Graham Robertson

Personal information
- Nationality: British (Scottish)
- Born: 3 June 1957

Sport
- Sport: Lawn and indoor bowls
- Club: Tranent BC

Medal record
Representing Scotland
World Outdoor Championships
| Bronze medal – third place | 1992 Worthing | Men's triples |
| Gold medal – first place | 1992 Worthing | Men's fours |
| Gold medal – first place | 1992 Worthing | Men's team |
World Indoor Championships
| Gold medal – first place | 1998 | Men's pairs |
British Isles Championships
| Gold medal – first place | 1988 | singles |

= Graham Robertson (bowls) =

Scottish international indoor and lawn bowler

Graham Robertson (born 3 June 1957) is a former Scottish international indoor and lawn bowler. He is the second most capped Scottish international of all time. He was inducted into the Scottish Indoor Bowling Hall of Fame in 2016 and is a former national coach.

== Biography ==
Robertson won a gold medal in the fours with Angus Blair, Willie Wood and Alex Marshall at the 1992 World Outdoor Bowls Championship in Worthing. Robertson won the men's pairs at the 1998 World Indoor Bowls Championship with bowls partner Richard Corsie.

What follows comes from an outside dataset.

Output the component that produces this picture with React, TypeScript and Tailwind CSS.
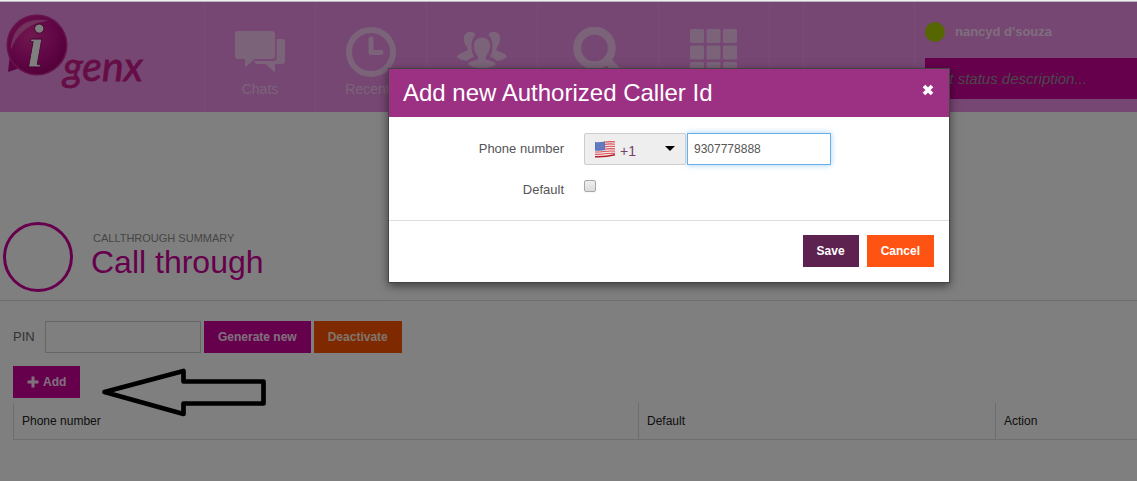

He has represented Scotland three times at the Commonwealth Games from 1986 to 1994. He competed at the 1986 Commonwealth Games in the men's fours event, with Jim Boyle, Willie Harkness and Malcolm Graham, finishing in sixth place.

He won the 1987 Scottish National Bowls Championships and subsequently won the singles at the British Isles Bowls Championships in 1988.

In 1990 and 1993, he won the Hong Kong International Bowls Classic singles title, in addition to winning the pairs titles in 1990.

He is a Managing Director of a Sports Surfaces company called Greengauge.